Recorded data
>> begin
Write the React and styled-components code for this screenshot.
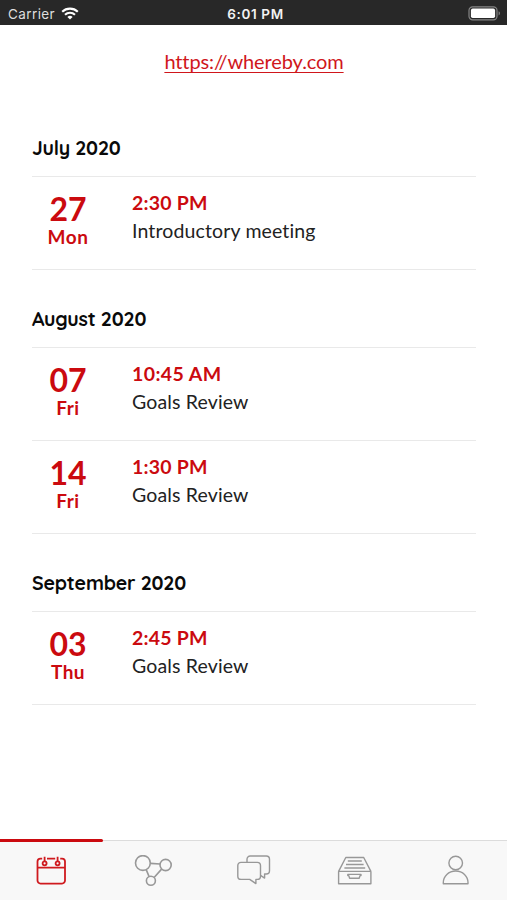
import React, { useState } from "react";
import styled, { createGlobalStyle } from "styled-components";

const GlobalStyle = createGlobalStyle`
  * {
    box-sizing: border-box;
  }
  body {
    margin: 0;
    background: #fff;
    font-family: Avenir, Lato, sans-serif;
    font-variant-ligatures: none;
  }
`;

const Screen = styled.div`
  display: flex;
  flex-direction: column;
  height: 900px;
  background: #fff;
  overflow: hidden;
`;

const StatusBar = styled.header`
  display: grid;
  grid-template-columns: 1fr auto 1fr;
  align-items: center;
  height: 25px;
  padding: 2px 6px 0 8px;
  background: #282828;
  color: #f2f2f2;
  font-family: Inter, sans-serif;
  font-size: 13px;
  flex-shrink: 0;
`;

const Carrier = styled.div`
  display: flex;
  align-items: center;
  gap: 6px;
  color: #dedede;
  font-size: 13.5px;
  letter-spacing: 0.4px;
`;

const Clock = styled.div`
  font-size: 13.5px;
  font-weight: 600;
  letter-spacing: 0.65px;
  padding-left: 2px;
`;

const Battery = styled.svg`
  justify-self: end;
`;

const Content = styled.main`
  flex: 1;
  padding: 0 31px 0 32px;
`;

const LinkRow = styled.div`
  height: 73px;
  padding: 22px 0 0 0;
  text-align: center;
  line-height: 28px;
`;

const MeetingLink = styled.a`
  color: #d0161b;
  font-size: 20px;
  letter-spacing: -0.1px;
  text-decoration: underline;
  text-decoration-thickness: 1px;
  text-underline-offset: 3px;
`;

const Month = styled.h2`
  height: 78px;
  margin: 0;
  padding-top: 36px;
  color: #0a0a0a;
  font-family: Quicksand, Lato, sans-serif;
  font-size: 19.5px;
  font-weight: 700;
  line-height: 28px;
  letter-spacing: -0.18px;
`;

const Row = styled.div`
  display: flex;
  height: ${(props) => (props.$first ? 94 : 93)}px;
  border-top: ${(props) => (props.$first ? "1px solid #e9e9e9" : "none")};
  border-bottom: 1px solid #e9e9e9;
`;

const MonthBlock = styled.section`
  margin-bottom: -1px;
`;

const DateBox = styled.div`
  width: 72px;
  padding-top: 14px;
  color: #cb0a0f;
  text-align: center;
  font-weight: 700;
`;

const Day = styled.div`
  font-size: 32px;
  line-height: 35px;
`;

const Weekday = styled.div`
  font-size: 19px;
  line-height: 22px;
  letter-spacing: 0.5px;
`;

const Info = styled.div`
  padding: 12px 0 0 28px;
  line-height: 28px;
`;

const Time = styled.div`
  color: #cb0a0f;
  font-size: 19.5px;
  font-weight: 700;
  letter-spacing: ${(props) => props.$spacing}px;
`;

const Title = styled.div`
  color: #222;
  font-size: 19.5px;
  letter-spacing: 0.14px;
`;

const TabBar = styled.nav`
  display: flex;
  height: 60px;
  border-top: 1px solid #dcdcdc;
  background: #f8f8f8;
  flex-shrink: 0;
`;

const Tab = styled.button`
  position: relative;
  display: flex;
  flex: 1;
  justify-content: center;
  padding: 14px 0 0;
  border: 0;
  background: none;
  color: ${(props) => (props.$active ? "#cf1a1f" : "#989898")};
  cursor: pointer;

  &::before {
    content: "";
    display: ${(props) => (props.$active ? "block" : "none")};
    position: absolute;
    top: -2px;
    left: 0;
    width: calc(100% + 2px);
    height: 2.5px;
    border-radius: 0 2px 2px 0;
    background: #cb0a0f;
  }
`;

const Icon = styled.svg`
  width: 40px;
  height: 32px;
  fill: none;
  stroke: currentColor;
  stroke-width: ${(props) => props.$weight || 1.4};
  stroke-linejoin: round;
`;

const CalendarIcon = () => (
  <Icon viewBox="0 0 40 32" $weight={1.8}>
    <path d="M11.2 3.6H9.5a3 3 0 0 0-3 3v19a3 3 0 0 0 3 3h21.5a3 3 0 0 0 3-3v-19a3 3 0 0 0-3-3h-1.8M16 3.6h8.2M6.5 12.6H34M13.6 1.8v4.5M26.6 1.8v4.5" />
    <circle cx="13.6" cy="8.3" r="2" />
    <circle cx="26.6" cy="8.3" r="2" />
  </Icon>
);

const NetworkIcon = () => (
  <Icon viewBox="0 0 40 32" $weight={1.6}>
    <circle cx="10.9" cy="8" r="7.4" />
    <circle cx="33.6" cy="10" r="5.6" />
    <circle cx="18.9" cy="25.7" r="4.5" />
    <path d="M18.4 8.4 28.1 9M14.2 14.6l2.9 7M29.6 14.1l-7.5 8.4" />
  </Icon>
);

const ChatIcon = () => (
  <Icon viewBox="0 0 40 32">
    <path d="M7 7.4h16.3a3.2 3.2 0 0 1 3.2 3.2v10.6a3.2 3.2 0 0 1-3.2 3.2h-1.4v4.2l-6.2-4.2H7a3.2 3.2 0 0 1-3.2-3.2V10.6A3.2 3.2 0 0 1 7 7.4z" />
    <path d="M13 7.4V4.2A3.2 3.2 0 0 1 16.2 1h16.1a3.2 3.2 0 0 1 3.2 3.2v11.6a3.2 3.2 0 0 1-3.2 3.2h-1.7v4.1L26.5 20.4" />
  </Icon>
);

const ArchiveIcon = () => (
  <Icon viewBox="0 0 40 32">
    <path d="M3.6 16.4h32.3v12.3H3.6zM3.6 16.4l7.2-13.9h17.9l7.2 13.9M12.8 6h14M11 9.5h17.6M9.4 13h20.8" />
    <path d="M12.8 19.4h13.2v1.2h-1l-.8 2.6h-9.6l-.8-2.6h-1z" />
  </Icon>
);

const ProfileIcon = () => (
  <Icon viewBox="0 0 40 32">
    <circle cx="19.7" cy="8" r="6.8" />
    <path d="M7.3 28.8v-1.2C7.3 21.2 12.6 16 19.7 16S32 21.2 32 27.6v1.2z" />
  </Icon>
);

const tabs = [
  { id: "calendar", icon: CalendarIcon },
  { id: "network", icon: NetworkIcon },
  { id: "chat", icon: ChatIcon },
  { id: "archive", icon: ArchiveIcon },
  { id: "profile", icon: ProfileIcon },
];

const months = [
  {
    name: "July 2020",
    meetings: [
      { day: "27", weekday: "Mon", time: "2:30 PM", spacing: 0.2, title: "Introductory meeting" },
    ],
  },
  {
    name: "August 2020",
    meetings: [
      { day: "07", weekday: "Fri", time: "10:45 AM", spacing: 0.4, title: "Goals Review" },
      { day: "14", weekday: "Fri", time: "1:30 PM", spacing: 0.2, title: "Goals Review" },
    ],
  },
  {
    name: "September 2020",
    meetings: [
      { day: "03", weekday: "Thu", time: "2:45 PM", spacing: 0.2, title: "Goals Review" },
    ],
  },
];

function App() {
  const [active, setActive] = useState("calendar");

  return (
    <Screen>
      <GlobalStyle />
      <StatusBar>
        <Carrier>
          Carrier
          <svg width="18" height="13" viewBox="0 0 18 13" fill="none" stroke="#fff" strokeWidth="2.1">
            <path d="M1.2 4.8a11.2 11.2 0 0 1 15.6 0M4 7.7a7.2 7.2 0 0 1 10 0" />
            <path d="M9 12.4 6.4 9.9a3.8 3.8 0 0 1 5.2 0z" fill="#fff" stroke="none" />
          </svg>
        </Carrier>
        <Clock>6:01 PM</Clock>
        <Battery width="33" height="15" viewBox="0 0 33 15">
          <rect x="1" y="0.8" width="28" height="13" rx="3.6" fill="none" stroke="#858585" strokeWidth="1.2" />
          <rect x="2.9" y="2.6" width="24.2" height="9.4" rx="1.8" fill="#fff" />
          <path d="M30.6 5.2c1.8.7 1.8 3.5 0 4.2z" fill="#858585" />
        </Battery>
      </StatusBar>

      <Content>
        <LinkRow>
          <MeetingLink href="#">https://whereby.com</MeetingLink>
        </LinkRow>
        {months.map((month) => (
          <MonthBlock key={month.name}>
            <Month>{month.name}</Month>
            {month.meetings.map((meeting, index) => (
              <Row key={meeting.day} $first={index === 0}>
                <DateBox>
                  <Day>{meeting.day}</Day>
                  <Weekday>{meeting.weekday}</Weekday>
                </DateBox>
                <Info>
                  <Time $spacing={meeting.spacing}>{meeting.time}</Time>
                  <Title>{meeting.title}</Title>
                </Info>
              </Row>
            ))}
          </MonthBlock>
        ))}
      </Content>

      <TabBar>
        {tabs.map(({ id, icon: TabIcon }) => (
          <Tab key={id} $active={id === active} onClick={() => setActive(id)}>
            <TabIcon />
          </Tab>
        ))}
      </TabBar>
    </Screen>
  );
}

export default App;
>> end
Pull out the lines above in which the word "components" appears.

Write the React and styled-components code for this screenshot.
import styled, { createGlobalStyle } from "styled-components";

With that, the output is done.